In a hard-hitting essay published in Weekend Argus on Saturday, Tutu and his daughter, the Reverend Mpho Tutu, the executive director of the Desmond and Leah Tutu Legacy Foundation, lament the almost daily murder of children in Cape Town and call on Capetonians from all walks of life to work together to stop the violence.

“Wherever one is in the world, the avoidable death of a child is considered a disgrace; the rape of a child is considered an abomination. Yet in Cape Town, a world-class city voted by New York Times readers as among the top travel destinations on Earth, it’s impossible to tell how many children have been brutally violated and/or killed over any given period because nobody appears to keep such records,” they say, citing the death this week of nine-year-old Lihle Hlanjwa, who was raped, set alight and abandoned next to a freeway in January, and the many children, including 12-year-old Jucinta Matroos, who have been killed or wounded in gang crossfire this year, as evidence of the extreme levels of violence in the city.

“The reality for citizens across broad swathes of the Cape Flats and the surrounding region is that 20 years into South Africa’s democracy they have yet to receive a freedom dividend. They have yet to be freed of the yoke of oppression wrought by gangsters and sex fiends and other criminals. Most of these communities remain as fundamentally dysfunctional as they were when they were first thrown together as racial enclaves in the 1960s and 1970s.”

The Tutus say the failure of authorities to curb gangsterism has meant it has spread from coloured to neighbouring African communities, with potentially dire consequences.

“Each year, the police release crime statistics showing that the Western Cape is the most violent place in the country, with the highest proportion of murders and rapes,” they write. “It’s almost as if this is normal service. But it is grotesquely abnormal, and the sweet lament of our young heavenly choir is proof of that.

“It is easy to blame others for our malaise. All are guilty. We blame the government, and the various levels of government blame each other. We blame the police, we blame teachers, we blame poverty, we blame apartheid and we tend not to take any responsibility ourselves.”
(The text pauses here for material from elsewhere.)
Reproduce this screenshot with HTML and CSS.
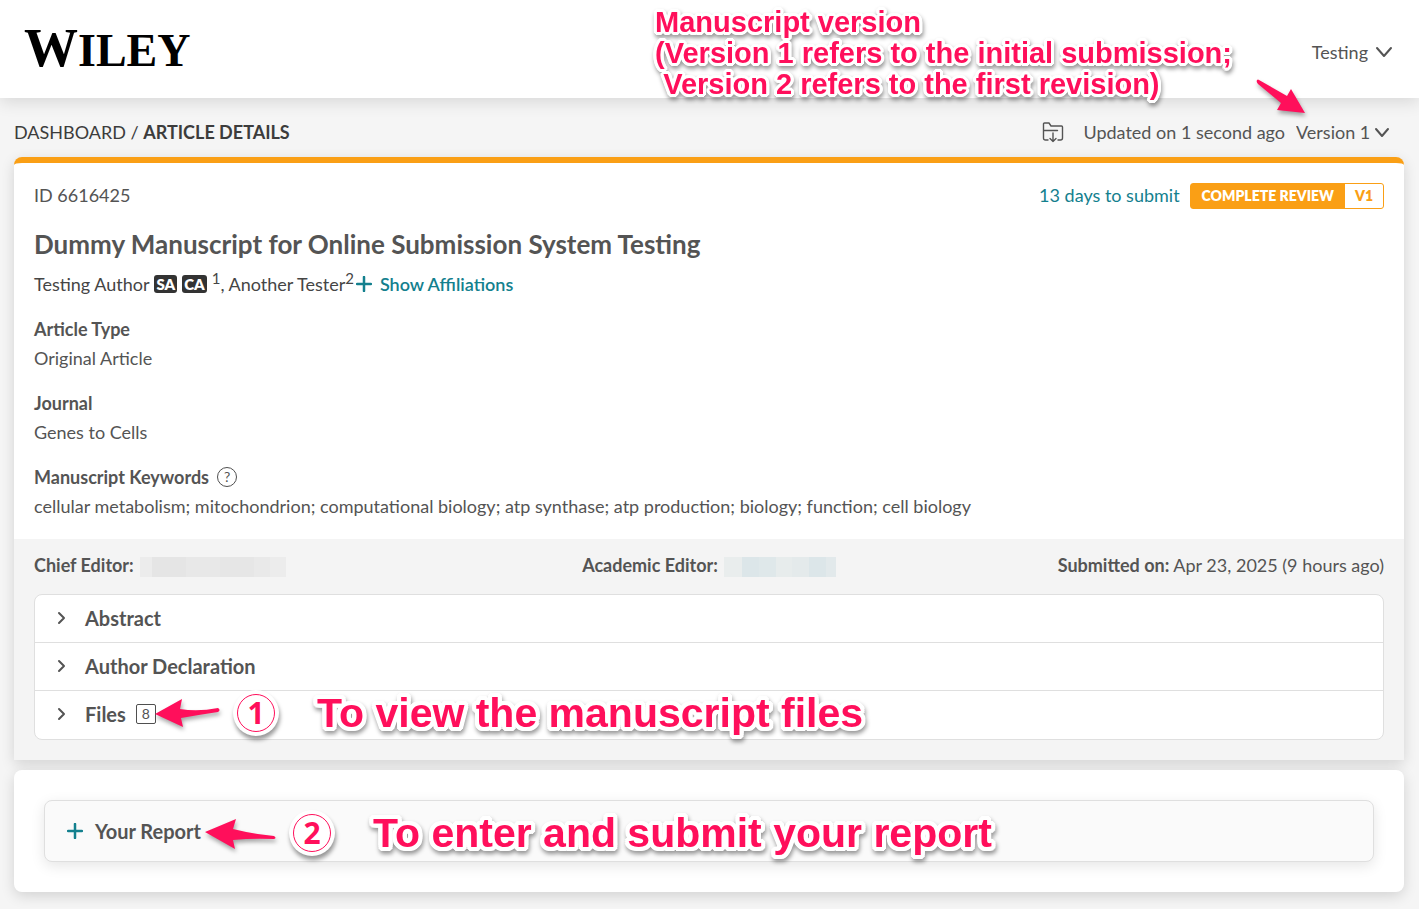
FILE: index.html
```html
<!DOCTYPE html>
<html lang="en">
<head>
    <meta charset="UTF-8">
    <meta name="viewport" content="width=device-width, initial-scale=1.0">
    <title>Article Details</title>
    <link rel="stylesheet" href="styles.css">
</head>
<body>
<header class="header">
    <a class="logo" href="#">W<span class="logo-small">ILEY</span></a>
    <button class="user-menu" type="button">
        Testing
        <svg width="18" height="18" viewBox="0 0 18 18"><path class="line" d="M2 5l7 8 7-8"/></svg>
    </button>
    <div class="note note-version">
        <p>Manuscript version<br>(Version 1 refers to the initial submission;<br>&nbsp;Version 2 refers to the first revision)</p>
    </div>
</header>

<main class="page">
    <div class="toolbar">
        <nav class="breadcrumb"><a href="#">DASHBOARD</a> / <strong>ARTICLE DETAILS</strong></nav>
        <div class="toolbar-right">
            <button class="icon-button" type="button" aria-label="Download files">
                <svg width="22" height="22" viewBox="0 0 22 22"><path class="thin" d="M6 19H3.500q-2 0-2-2V3q0-1 1-1H7l2 3h10.500q1 0 1 1v11q0 2-2 2H16M1.500 9.500h14M11 12v8.500M8 17.500l3 3 3-3"/></svg>
            </button>
            <span class="updated">Updated on 1 second ago</span>
            <label class="version">
                <select aria-label="Version">
                    <option>Version 1</option>
                </select>
                <svg width="16" height="16" viewBox="0 0 16 16"><path class="line" d="M2 5l6 7 6-7"/></svg>
            </label>
            <svg class="arrow arrow-version" width="56" height="42" viewBox="0 0 56 42"><path d="M4 4Q3 6 5 8L28 27 24 34 52 37 38 13 34 20 6 4Q5 3 4 4z"/></svg>
        </div>
    </div>

    <section class="card article">
        <div class="article-main">
            <div class="article-top">
                <span>ID 6616425</span>
                <div class="status">
                    <span class="deadline">13 days to submit</span>
                    <span class="badge"><span class="badge-name">COMPLETE REVIEW</span><span class="badge-version">V1</span></span>
                </div>
            </div>
            <h1>Dummy Manuscript for Online Submission System Testing</h1>
            <div class="authors">
                <span>Testing Author</span>
                <span class="tag">SA</span>
                <span class="tag">CA</span>
                <span><sup>1</sup>, Another Tester<sup>2</sup></span>
                <button class="affiliations" type="button">
                    <svg width="16" height="16" viewBox="0 0 16 16"><path class="plus" d="M8 1v14M1 8h14"/></svg>
                    Show Affiliations
                </button>
            </div>
            <dl class="details">
                <div>
                    <dt>Article Type</dt>
                    <dd>Original Article</dd>
                </div>
                <div>
                    <dt>Journal</dt>
                    <dd>Genes to Cells</dd>
                </div>
                <div>
                    <dt>Manuscript Keywords <span class="help">?</span></dt>
                    <dd>cellular metabolism; mitochondrion; computational biology; atp synthase; atp production; biology; function; cell biology</dd>
                </div>
            </dl>
        </div>

        <div class="article-info">
            <div class="editors">
                <div class="editor"><strong>Chief Editor:</strong><span class="masked masked-gray"></span></div>
                <div class="editor"><strong>Academic Editor:</strong><span class="masked masked-blue"></span></div>
                <div class="submitted"><strong>Submitted on:</strong> Apr 23, 2025 (9 hours ago)</div>
            </div>
            <div class="accordion">
                <button class="accordion-row" type="button">
                    <svg width="12" height="14" viewBox="0 0 12 14"><path class="line" d="M3 2l5 5-5 5"/></svg>
                    Abstract
                </button>
                <button class="accordion-row" type="button">
                    <svg width="12" height="14" viewBox="0 0 12 14"><path class="line" d="M3 2l5 5-5 5"/></svg>
                    Author Declaration
                </button>
                <div class="noted">
                    <button class="accordion-row" type="button">
                        <svg width="12" height="14" viewBox="0 0 12 14"><path class="line" d="M3 2l5 5-5 5"/></svg>
                        Files <span class="count">8</span>
                    </button>
                    <div class="note note-files">
                        <svg class="arrow" width="70" height="34" viewBox="0 0 70 34"><path d="M1 18L28 3 26 13Q44 16 64 12Q67 14 64 16Q44 19 27 22L29 31z"/></svg>
                        <span class="step">1</span>
                        <p>To view the manuscript files</p>
                    </div>
                </div>
            </div>
        </div>
    </section>

    <section class="card report">
        <div class="noted">
            <button class="report-toggle" type="button">
                <svg width="16" height="16" viewBox="0 0 16 16"><path class="plus" d="M8 1v14M1 8h14"/></svg>
                Your Report
            </button>
            <div class="note note-report">
                <svg class="arrow" width="76" height="36" viewBox="0 0 76 36"><path d="M1 17L32 4 29 14Q48 19 70 21Q73 23 70 24Q48 23 29 25L31 34z"/></svg>
                <span class="step">2</span>
                <p>To enter and submit your report</p>
            </div>
        </div>
    </section>
</main>
</body>
</html>
```

FILE: styles.css
```css
* {
    box-sizing: border-box;
}
body {
    margin: 0;
    background-color: #f5f5f5;
    color: #545454;
    font-family: Lato, "Open Sans", sans-serif;
    font-size: 18px;
    line-height: 24px;
}
h1, p, dl, dd {
    margin: 0;
}
a {
    color: inherit;
    text-decoration: none;
}
button, select {
    padding: 0;
    border: none;
    background: none;
    color: inherit;
    font: inherit;
    cursor: pointer;
}
svg {
    display: block;
    flex: none;
    fill: none;
    stroke: currentColor;
    stroke-linecap: round;
    stroke-linejoin: round;
}
.line {
    stroke-width: 2;
}
.thin {
    stroke-width: 1.4;
}
.plus {
    stroke-width: 2.5;
}
.header {
    position: relative;
    display: flex;
    align-items: center;
    justify-content: space-between;
    min-height: 98px;
    padding: 6px 26px 0 24px;
    background-color: #fff;
    box-shadow: 0 4px 16px rgba(0,0,0,0.12);
}
.logo {
    padding-bottom: 6px;
    color: #000;
    font-family: "Liberation Serif", serif;
    font-size: 54px;
    font-weight: bold;
    line-height: 56px;
}
.logo-small {
    font-size: 46px;
}
.user-menu {
    display: flex;
    align-items: center;
    gap: 7px;
}
.page {
    padding: 22px 15px 17px 14px;
}
.toolbar {
    display: flex;
    align-items: center;
    justify-content: space-between;
    margin-bottom: 13px;
}
.breadcrumb {
    color: #3c3c3c;
}
.toolbar-right {
    position: relative;
    display: flex;
    align-items: center;
    padding-right: 14px;
}
.updated {
    margin: 0 11px 0 19px;
}
.version {
    display: flex;
    align-items: center;
    gap: 3px;
}
.version select {
    appearance: none;
}
.card {
    background-color: #fff;
    border-radius: 8px;
    box-shadow: 0 4px 14px rgba(0,0,0,0.14);
}
.article {
    border-top: 6px solid #fa9f15;
    border-radius: 8px 8px 0 0;
}
.article-main {
    padding: 20px 20px 21px;
}
.article-top, .status {
    display: flex;
    align-items: flex-start;
    justify-content: space-between;
}
.status {
    gap: 10px;
}
.deadline, .affiliations, .report-toggle svg {
    color: #13808e;
}
.badge {
    display: flex;
    border: 1px solid #fa9f15;
    border-radius: 3px;
    color: #fa9f15;
    font-size: 14px;
    font-weight: 800;
    line-height: 24px;
}
.badge-name {
    padding: 0 11px;
    background-color: #fa9f15;
    color: #fff;
}
.badge-version {
    padding: 0 10px;
}
h1 {
    margin-top: 19px;
    font-size: 26px;
    font-weight: bold;
    line-height: 32px;
}
.authors {
    display: flex;
    align-items: center;
    gap: 5px;
    margin-top: 12px;
    color: #454545;
}
.tag {
    padding: 0 2px;
    border-radius: 3px;
    background-color: #333;
    color: #fff;
    font-size: 15px;
    font-weight: 800;
    line-height: 18px;
}
sup {
    font-size: 15px;
    line-height: 0;
}
.affiliations {
    display: flex;
    align-items: center;
    gap: 8px;
    margin-left: -3px;
    font-weight: 600;
}
.details {
    display: grid;
    gap: 21px;
    margin-top: 21px;
}
dt {
    display: flex;
    align-items: center;
    gap: 8px;
    margin-bottom: 5px;
    font-weight: bold;
}
.help {
    width: 20px;
    height: 20px;
    border: 1px solid #4f4f4f;
    border-radius: 50%;
    font-size: 14px;
    font-weight: normal;
    line-height: 18px;
    text-align: center;
}
.article-info {
    padding: 14px 20px 20px;
    background-color: #f4f4f4;
}
.editors {
    display: grid;
    grid-template-columns: 1fr auto 1fr;
    margin-bottom: 17px;
}
.editor {
    display: flex;
    align-items: flex-end;
    gap: 6px;
}
.submitted {
    text-align: right;
}
.masked {
    height: 20px;
}
.masked-gray {
    width: 146px;
    background: linear-gradient(90deg, #ececec 12px, #e5e5e5 12px 46px, #e8e8e8 46px 80px, #e6e6e6 80px 114px, #e9e9e9 114px 130px, #ececec 130px);
}
.masked-blue {
    width: 112px;
    background: linear-gradient(90deg, #e9eded 18px, #dce6e9 18px 35px, #dfe8ea 35px 52px, #e7ecec 52px 68px, #e4eaeb 68px 85px, #dce6e9 85px 102px, #e2e9eb 102px);
}
.accordion {
    border: 1px solid #dfdfdf;
    border-radius: 8px;
    background-color: #fff;
}
.accordion-row {
    display: flex;
    align-items: center;
    gap: 17px;
    width: 100%;
    min-height: 48px;
    padding: 0 21px 2px;
    border-bottom: 1px solid #dfdfdf;
    font-size: 20px;
    font-weight: bold;
}
.noted .accordion-row {
    border-bottom: none;
}
.count {
    width: 20px;
    height: 20px;
    margin-left: -7px;
    border: 1px solid #4f4f4f;
    border-radius: 2px;
    font-size: 14px;
    font-weight: normal;
    line-height: 18px;
    text-align: center;
}
.report {
    margin-top: 10px;
    padding: 30px;
}
.report-toggle {
    display: flex;
    align-items: center;
    gap: 12px;
    width: 100%;
    min-height: 62px;
    padding: 0 22px;
    border: 1px solid #dfdfdf;
    border-radius: 8px;
    background-color: #fafafa;
    box-shadow: 0 4px 14px rgba(0,0,0,0.1);
    font-size: 20px;
    font-weight: bold;
}

/* pink notes over the page */
.noted {
    position: relative;
}
.note {
    position: absolute;
    z-index: 1;
    display: flex;
    align-items: center;
    color: #ff0f5b;
    font-family: "Liberation Sans", Arial, sans-serif;
    font-size: 41px;
    font-weight: bold;
    line-height: 48px;
    white-space: nowrap;
    pointer-events: none;
}
/* round white outline, then the shadow below it */
.note p {
    text-shadow:
        4px 0 #fff, -4px 0 #fff, 0 4px #fff, 0 -4px #fff,
        3px 3px #fff, -3px 3px #fff, 3px -3px #fff, -3px -3px #fff,
        4px 2px #fff, -4px 2px #fff, 4px -2px #fff, -4px -2px #fff,
        2px 4px #fff, -2px 4px #fff, 2px -4px #fff, -2px -4px #fff,
        2px 0 #fff, -2px 0 #fff, 0 2px #fff, 0 -2px #fff;
    filter: drop-shadow(1px 3px 2px rgba(0,0,0,0.4));
}
.note-version {
    top: 7px;
    right: 187px;
    font-size: 29px;
    line-height: 31px;
}
.note-version p {
    text-shadow:
        3px 0 #fff, -3px 0 #fff, 0 3px #fff, 0 -3px #fff,
        2px 2px #fff, -2px 2px #fff, 2px -2px #fff, -2px -2px #fff,
        3px 1px #fff, -3px 1px #fff, 3px -1px #fff, -3px -1px #fff,
        1px 3px #fff, -1px 3px #fff, 1px -3px #fff, -1px -3px #fff;
}
.note-files {
    top: -2px;
    left: 119px;
}
.note-report {
    top: 9px;
    left: 160px;
}
.arrow {
    fill: #ff0f5b;
    stroke: none;
    filter: drop-shadow(1px 3px 2px rgba(0,0,0,0.35));
}
.arrow-version {
    position: absolute;
    right: 95px;
    bottom: 26px;
    z-index: 1;
}
.step {
    width: 38px;
    height: 38px;
    margin: 0 42px 0 13px;
    border: 1px solid #ff0f5b;
    border-radius: 50%;
    background-color: #fff;
    box-shadow: 0 0 0 4px #fff, 1px 4px 4px 4px rgba(0,0,0,0.4);
    font-family: "Noto Sans", sans-serif;
    font-size: 30px;
    line-height: 36px;
    text-align: center;
}
```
Urging Capetonians to reach out across barriers and their own differences, much like the United Democratic Front (UDF) did when confronting apartheid, the Tutus say: “What occurs in Manenberg or Khayelitsha does not only affect the people of Manenberg and Khayelitsha. It affects each and all of us. Rape, brutality, bullying and fear undermine schools, they place a severe financial burden on state hospitals, they require police prioritisation in one area to the detriment of policing in other areas.”